Wie das Bewertungsportal auf Anfrage mitteilt, wird der Kampf gegen unechte Bewertungen vehement geführt. Unternehmenssprecherin Pia Schratzenstaller: «Wir haben nach dem Hinweis über mögliche Betrugsfälle bei Hotels und Restaurants der Remimag-Gruppe eine Untersuchung gestartet. Bewertungen zu mehreren Betrieben verstossen gegen unsere Richtlinien. Wir haben Massnahmen ergriffen, um die Integrität unserer Seite zu schützen.» Das umfasse unter anderem die Entfernung einer Reihe von Bewertungen. Ausserdem wurde eine schriftliche Verwarnung an die Remimag-Gruppe sowie an die Manager der betroffenen Betriebe geschickt und in einigen Fällen wurden Sanktionen ergriffen. «Bei Tripadvisor gehen wir vehement gegen mögliche Betrugsfälle vor und sind entschieden gegen jegliche Versuche, betrügerische oder verfälschte Bewertungen zu veröffentlichen.»
Wie kann es dennoch sein, dass unbekannte Restaurants wie in Zürich das «La Fonte» oder das «Tamarind Hill» die Spitzenplätze belegen? «Tripadvisor-Bewertungen und -Fotos basieren auf den Erfahrungen der Reisenden und Einheimischen und sind nicht von einer professionellen Restaurant-Jury analysiert und online gestellt worden», erklärt Schratzenstaller. «So kann es vorkommen, dass auch mal kleinere oder weniger bekannte Unternehmen, die einen guten Service am Gast leisten, auf den vordersten Plätzen rangieren.»

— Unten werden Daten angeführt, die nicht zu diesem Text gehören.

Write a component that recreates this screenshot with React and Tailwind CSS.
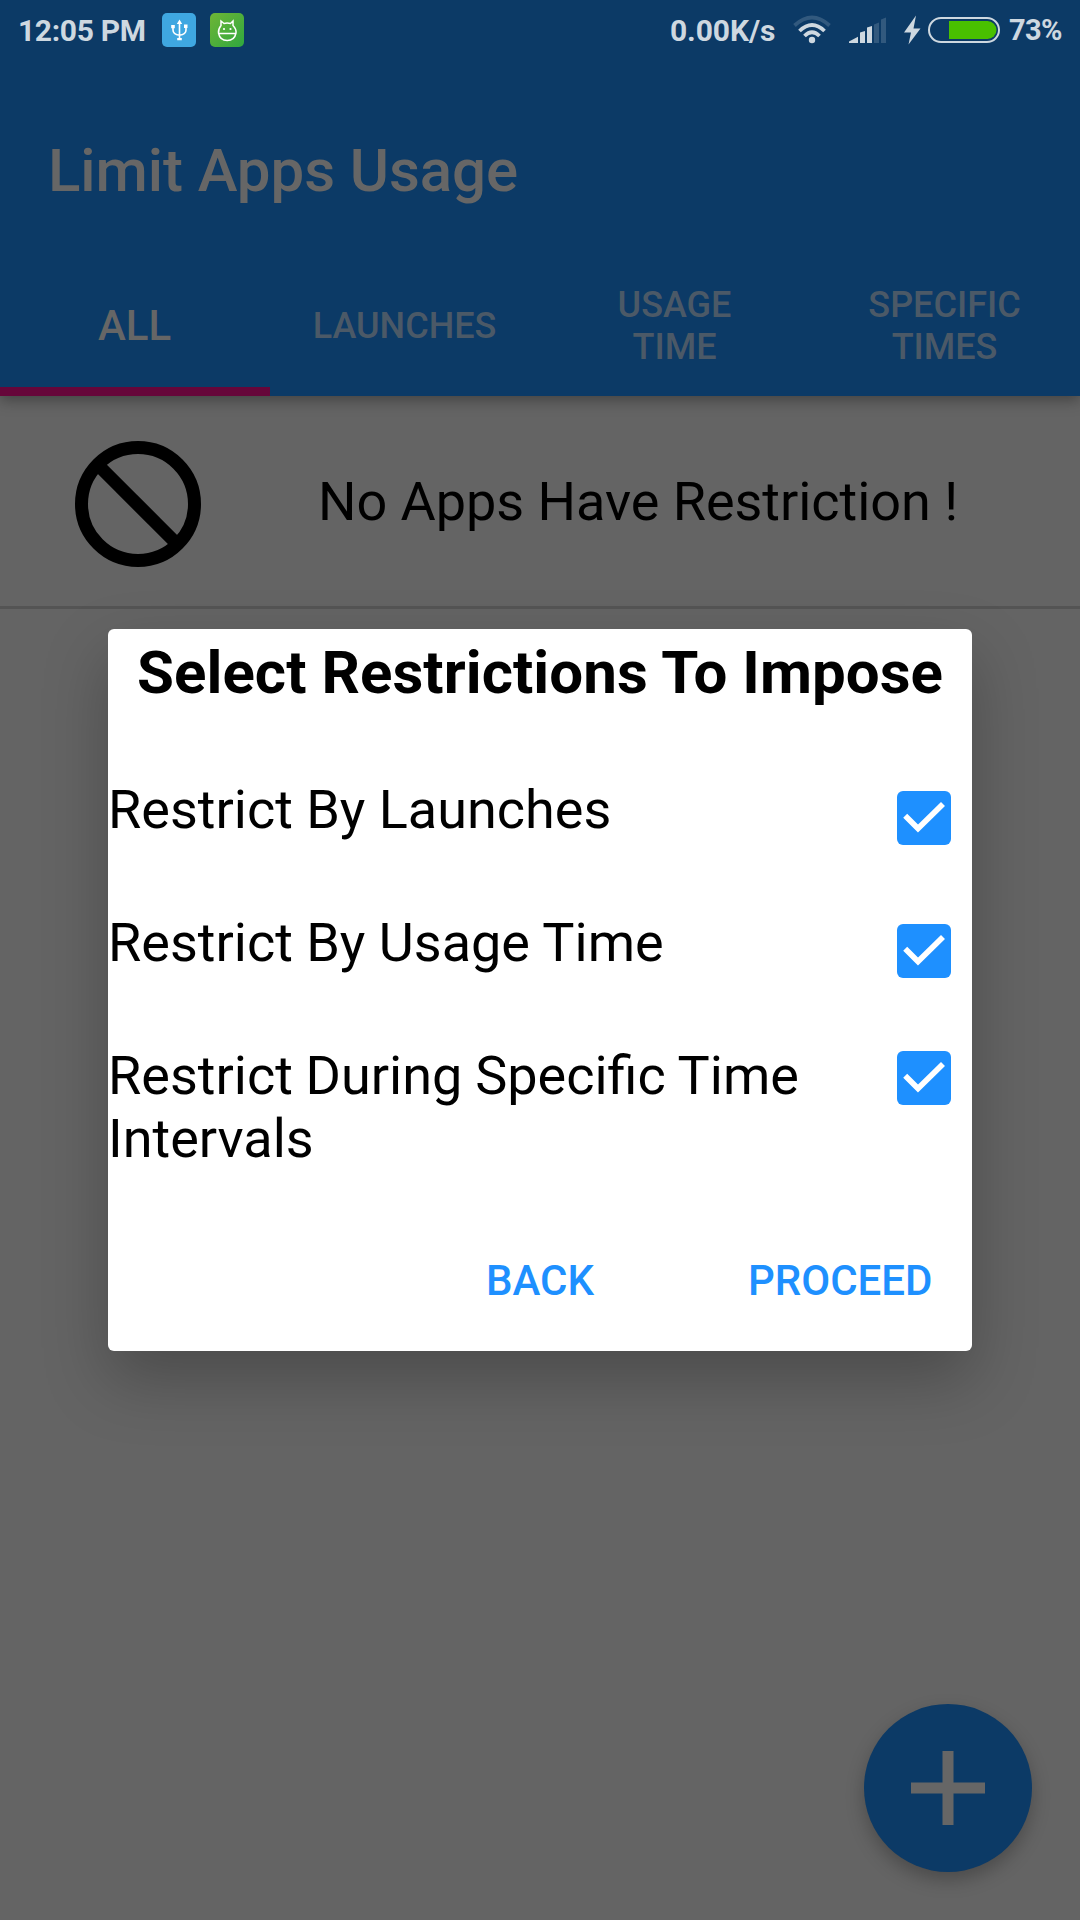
import React from "react";

function StatusBar() {
  return (
    <div className="flex h-[60px] items-start text-[30px] leading-[35px] font-bold text-[#ced8e0]">
      <span className="mt-[13px] ml-[18px] w-[144px] tracking-[-0.35px] whitespace-nowrap">12:05 PM</span>
      <svg className="mt-[13px] h-[34px] w-[34px]" viewBox="0 0 34 34" fill="none">
        <rect width="34" height="34" rx="5" fill="#3fa7e1" />
        <path d="M17.500 9v16M11 14v3q0 4.500 6.500 5.200q6.500-.7 6.500-5.200V13" stroke="#fff" strokeWidth="1.600" />
        <path d="M17.500 6.500l2.700 4.500h-5.400zM9.200 12h3.600v3.300H9.200zM22 11.500h3.500V15H22zM15.200 25h4.600v2.200h-4.600z" fill="#fff" />
      </svg>
      <svg className="mt-[13px] ml-[14px] h-[34px] w-[34px]" viewBox="0 0 34 34" fill="none">
        <defs>
          <linearGradient id="petGreen" x1="0" y1="0" x2="1" y2="1">
            <stop stopColor="#6fb536" />
            <stop offset="1" stopColor="#2fa83f" />
          </linearGradient>
        </defs>
        <rect width="34" height="34" rx="5" fill="url(#petGreen)" />
        <path d="M11 12.500V8l3 2.500q3-.8 6.500 0L23 8v4.500q3.500 3.500 3 7.500q-1.500 7.500-8.800 7.500T8.500 20q-.4-4 2.500-7.500zM8.500 20.500h17.500" stroke="#fff" strokeWidth="1.500" />
        <circle cx="14" cy="16" r="1.100" fill="#fff" />
        <circle cx="20.500" cy="16" r="1.100" fill="#fff" />
      </svg>
      <span className="mt-[13px] ml-[426px] w-[122px] tracking-[-0.1px] whitespace-nowrap">0.00K/s</span>
      <svg className="mt-[15px] h-[30px] w-[40px]" viewBox="792 15 40 30" fill="none" strokeWidth="3.800">
        <path d="M794.500 25.500Q812 9.500 829.500 25.500" stroke="#32597e" />
        <path d="M799.500 31Q812 19 824.500 31M804.500 36Q812 28.500 819.500 36" stroke="#ced8e0" />
        <circle cx="812" cy="40" r="3.200" fill="#ced8e0" />
      </svg>
      <svg className="mt-[15px] ml-[16px] h-[30px] w-[40px]" viewBox="848 15 40 30">
        <path d="M849 43v-1.500l9-4.800V43zM860 43V32.500l5-1.500v12zM867 43V27.500l5-1.500v17z" fill="#ced8e0" />
        <path d="M874 43V24.500l5-2v20.500zM881 43V19.500l5-2v25.500z" fill="#32597e" />
      </svg>
      <svg className="mt-[13px] ml-[14px] h-[34px] w-[100px]" viewBox="902 13 100 34">
        <path d="M916 15.500L904 32.500h7L908.500 44.500L920.500 28.500h-7z" fill="#ced8e0" />
        <rect x="929" y="18" width="70" height="24" rx="12" fill="none" stroke="#ced8e0" strokeWidth="2" />
        <path d="M949 21h38.500a9 9 0 0 1 0 18H949z" fill="#49c000" />
      </svg>
      <span className="mt-[13px] ml-[7px] text-[29px] tracking-[-0.7px] whitespace-nowrap">73%</span>
    </div>
  );
}

function Tab({ children, active }) {
  return (
    <div className={active
      ? "flex w-[270px] items-center justify-center pt-[2px] pr-px text-center text-[42px] leading-[49px] text-[#666666]"
      : "flex w-[270px] items-center justify-center pt-[4px] pr-px text-center text-[36px] leading-[42px] text-[#4b5967]"}>
      <span>{children}</span>
    </div>
  );
}

function CheckBox() {
  return (
    <svg className="h-[54px] w-[54px] shrink-0" viewBox="0 0 54 54">
      <rect width="54" height="54" rx="6" fill="#1e90ff" />
      <path d="M8.200 24.800L21 37.500L46 13" fill="none" stroke="#fff" strokeWidth="5.700" />
    </svg>
  );
}

function Option({ children }) {
  return <span className="w-[789px] text-[54px] leading-[63px]">{children}</span>;
}

export default function App() {
  return (
    <div className="relative flex h-[1920px] w-[1080px] flex-col overflow-hidden bg-[#646464] font-['Roboto',sans-serif]">
      <header className="relative flex h-[396px] flex-col bg-[#0c3a66] shadow-[0_4px_14px_rgba(0,0,0,0.35)]">
        <StatusBar />
        <h1 className="mt-[76px] ml-[48px] h-[116px] text-[60px] leading-[70px] font-medium tracking-[-0.08px] whitespace-nowrap text-[#666666]">
          Limit Apps Usage
        </h1>
        <nav className="flex h-[144px] font-medium">
          <Tab active>ALL</Tab>
          <Tab>LAUNCHES</Tab>
          <Tab>USAGE<br />TIME</Tab>
          <Tab>SPECIFIC<br />TIMES</Tab>
        </nav>
        <div className="absolute bottom-0 left-0 h-[9px] w-[270px] bg-[#66063a]" />
      </header>

      <section className="flex h-[213px] items-center border-b-[3px] border-[#545454]">
        <svg className="mt-[6px] ml-[75px] h-[126px] w-[126px] shrink-0" viewBox="0 0 126 126" fill="none" stroke="#000">
          <circle cx="63" cy="63" r="56.500" strokeWidth="13" />
          <path d="M25 26L100 101" strokeWidth="13" />
        </svg>
        <span className="ml-[117px] text-[54px] leading-[63px] tracking-[-0.04px] whitespace-nowrap">No Apps Have Restriction !</span>
      </section>

      <div className="absolute top-[1704px] left-[864px] flex h-[168px] w-[168px] items-center justify-center rounded-full bg-[#0c3a66] shadow-[0_8px_18px_rgba(0,0,0,0.25)]">
        <svg className="h-[74px] w-[74px]" viewBox="0 0 74 74" fill="#666666">
          <path d="M31.500 0h11v31.500H74v11H42.500V74h-11V42.500H0v-11h31.500z" />
        </svg>
      </div>

      <div className="absolute top-[629px] left-[108px] flex h-[722px] w-[864px] flex-col rounded-[6px] bg-white text-black shadow-[0_28px_64px_rgba(0,0,0,0.25)]">
        <h2 className="mt-[9px] h-[70px] text-center text-[60px] leading-[70px] font-bold tracking-[0.06px] whitespace-nowrap">
          Select Restrictions To Impose
        </h2>
        <div className="mt-[70px] flex h-[133px] items-start">
          <Option>Restrict By Launches</Option>
          <div className="mt-[13px]"><CheckBox /></div>
        </div>
        <div className="flex h-[133px] items-start">
          <Option>Restrict By Usage Time</Option>
          <div className="mt-[13px]"><CheckBox /></div>
        </div>
        <div className="flex h-[170px] items-start">
          <Option><span className="[word-spacing:-0.6px]">Restrict During Specific Time</span><br />Intervals</Option>
          <div className="mt-[7px]"><CheckBox /></div>
        </div>
        <div className="mt-[42px] flex text-[42px] leading-[49px] font-medium whitespace-nowrap text-[#1e90ff]">
          <span className="ml-[378px] w-[262px]">BACK</span>
          <span>PROCEED</span>
        </div>
      </div>
    </div>
  );
}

Fühlt sich ein Gastronom unfair bewertet, bietet Tripadvisor Support auf der Website. Sehr ernst genommen werden Fälle, in denen Gäste einen Betrieb bedrohen oder erpressen. «Falls sich ein Eigentümer einer solchen Tatsache ausgesetzt fühlt, bitten wir, uns dieses sofort über unsere Tools mitzuteilen.»
Schratzenstaller legt Gastgebern zudem die Antwortfunktion ans Herz. «Eine passende Antwort auf einen negativen Kommentar trägt bei 85 Prozent der Gäste dazu bei, den Eindruck vom kritisierten Gastronomiebetrieb zu verbessern.»